* Start INFORMATION PROVIDED *
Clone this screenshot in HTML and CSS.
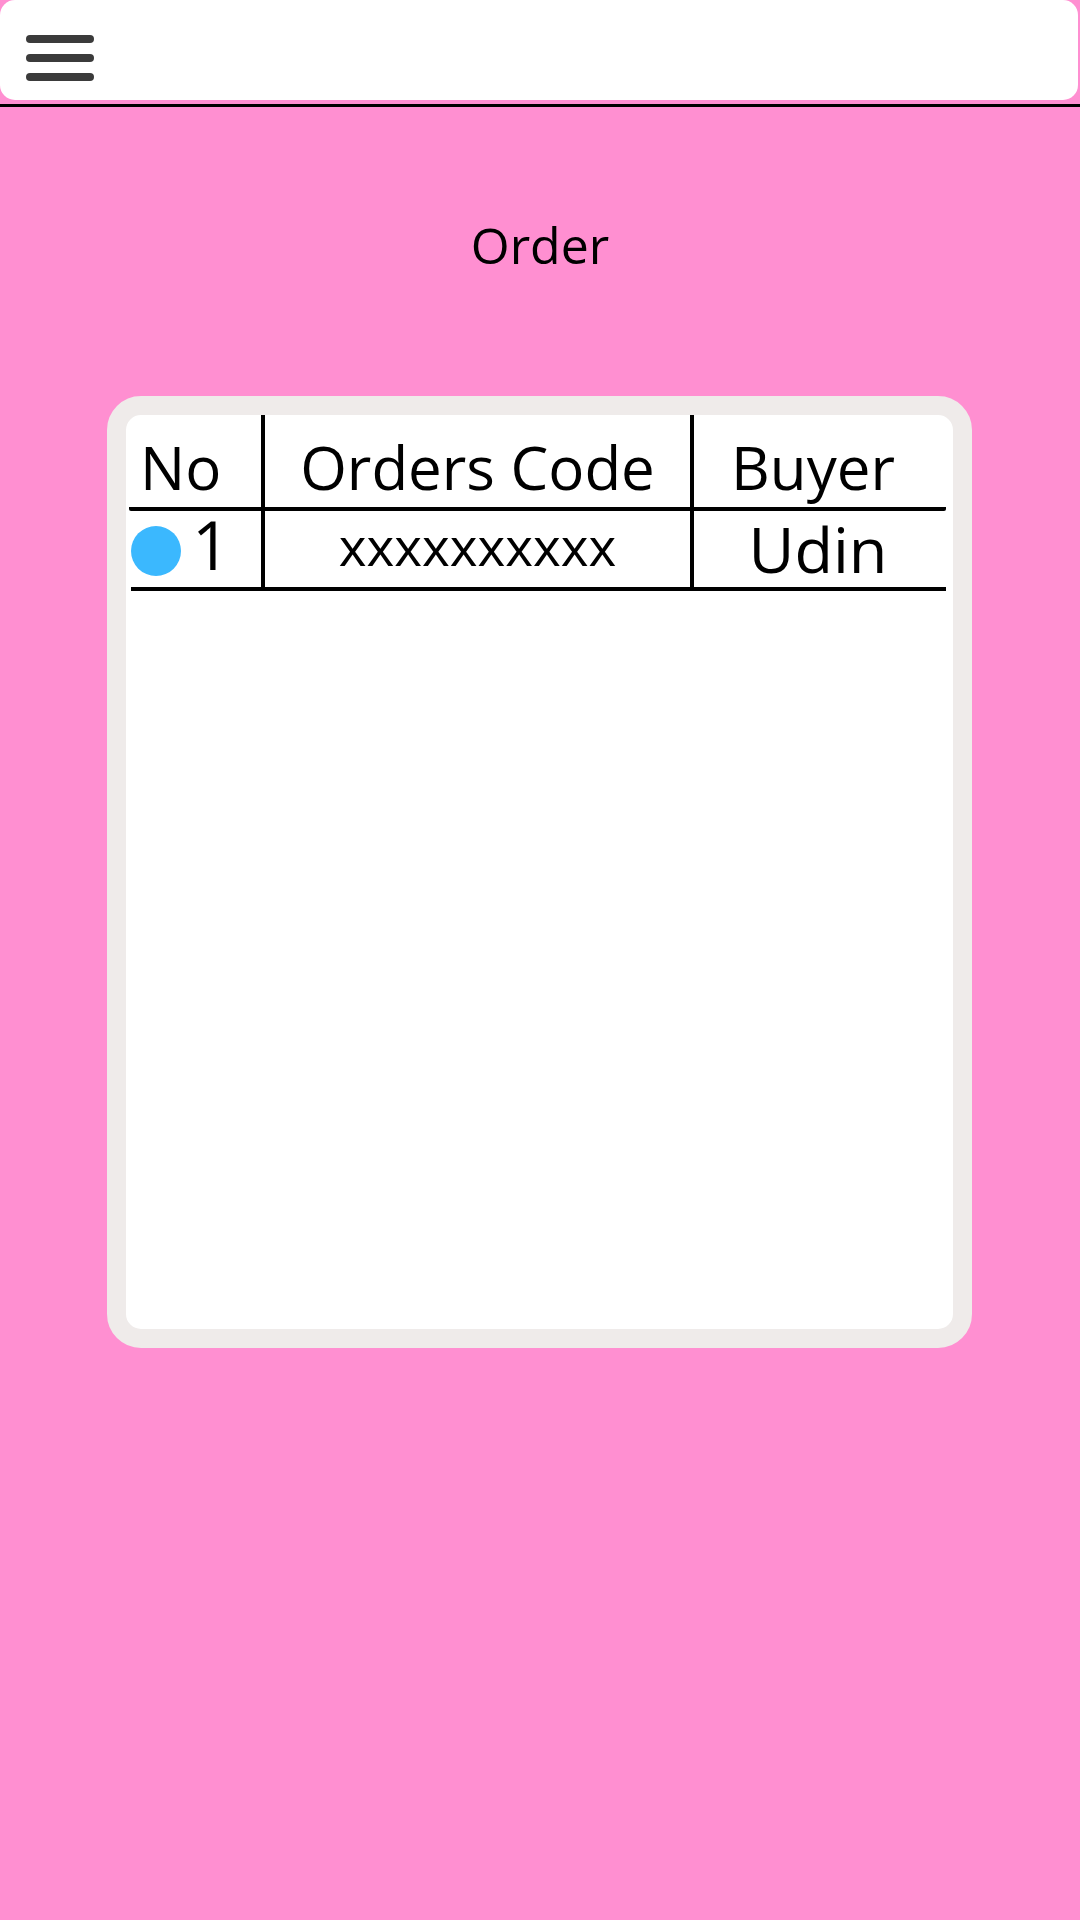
FILE: index.html
```html
<!DOCTYPE html>
<html>
<head>
<meta charset="utf-8">
<link rel="stylesheet" href="styles.css">
</head>
<body>
<header class="topbar">
  <div class="burger"><span></span><span></span><span></span></div>
</header>
<div class="rule"></div>
<h1 class="title">Order</h1>
<div class="card">
  <div class="table">
    <div class="row head">
      <div class="cell no">No</div>
      <div class="cell code">Orders Code</div>
      <div class="cell buyer">Buyer</div>
    </div>
    <div class="row item">
      <div class="cell no"><span class="dot"></span><span class="num">1</span></div>
      <div class="cell code"><span class="codetext">xxxxxxxxxx</span></div>
      <div class="cell buyer"><span class="name">Udin</span></div>
    </div>
  </div>
</div>
</body>
</html>
```

FILE: styles.css
```css
html, body {
  margin: 0;
  padding: 0;
}
body {
  background: #ff8fd1;
  font-family: "Open Sans", "Noto Sans", sans-serif;
  color: #000;
  width: 1080px;
  min-height: 1920px;
}
.topbar {
  height: 100px;
  margin-right: 2px;
  background: #ffffff;
  border-radius: 15px;
  box-sizing: border-box;
  padding: 35px 0 0 26px;
}
.burger {
  display: flex;
  flex-direction: column;
  gap: 11px;
  width: 68px;
}
.burger span {
  display: block;
  height: 8px;
  border-radius: 4px;
  background: #3b3b3b;
}
.rule {
  margin-top: 4px;
  height: 3px;
  background: #000;
}
.title {
  margin: 104px 0 0 0;
  text-align: center;
  font-weight: 400;
  font-size: 50px;
  line-height: normal;
}
.card {
  margin: 117px 0 0 107px;
  width: 865px;
  height: 952px;
  box-sizing: border-box;
  border: 19px solid #efebea;
  border-radius: 34px;
  background: #ffffff;
  overflow: hidden;
}
.table {
  margin-left: 3px;
  width: 817px;
}
.row {
  display: flex;
}
.row.head {
  height: 96px;
  box-sizing: border-box;
  border-bottom: 4px solid #000;
  border-radius: 0 0 2px 2px;
}
.row.item {
  height: 80px;
  box-sizing: border-box;
  border-bottom: 4px solid #000;
  margin-left: 2px;
}
.cell {
  box-sizing: border-box;
  white-space: nowrap;
}
.cell.no {
  width: 132px;
}
.row.item .cell.no {
  width: 130px;
}
.cell.code {
  width: 429px;
  border-left: 4px solid #000;
  text-align: center;
}
.cell.buyer {
  flex: 1;
  border-left: 4px solid #000;
  text-align: center;
}
.row.head .cell {
  font-size: 60px;
  line-height: 1.2;
  padding-top: 16px;
}
.row.head .cell.no {
  padding-left: 11px;
}
.row.head .cell.buyer {
  padding-right: 14px;
}
.row.item .cell.no {
  display: flex;
  align-items: flex-start;
}
.dot {
  width: 50px;
  height: 50px;
  border-radius: 50%;
  background: #3bb8fe;
  margin-top: 15px;
  margin-right: 11px;
  flex: none;
}
.num {
  font-size: 67px;
  line-height: 1;
}
.codetext {
  display: inline-block;
  font-size: 53px;
  line-height: 1;
  padding-top: 8px;
}
.name {
  display: inline-block;
  font-size: 63px;
  line-height: 1;
  padding-top: 6px;
}
.row.item .cell.buyer {
  padding-right: 4px;
}
```
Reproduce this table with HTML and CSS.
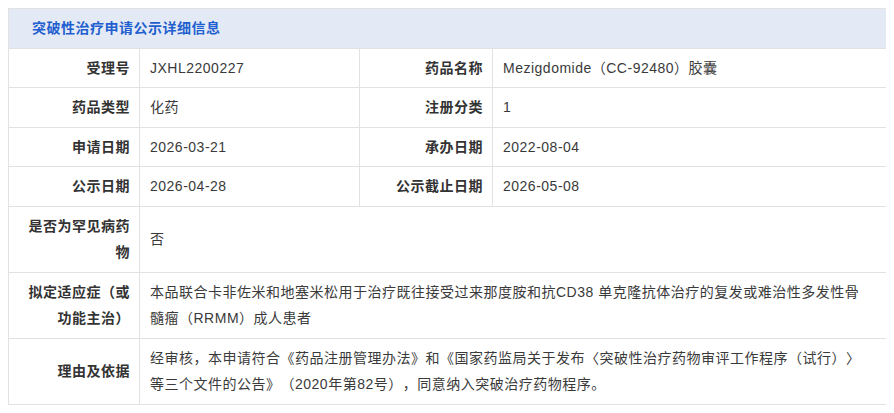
* End INFORMATION PROVIDED *
Using the data above, copy each line that contains "this".

PROBLEM SOLUTION
Clone this screenshot in HTML and CSS.
Reproduce this table with HTML and CSS.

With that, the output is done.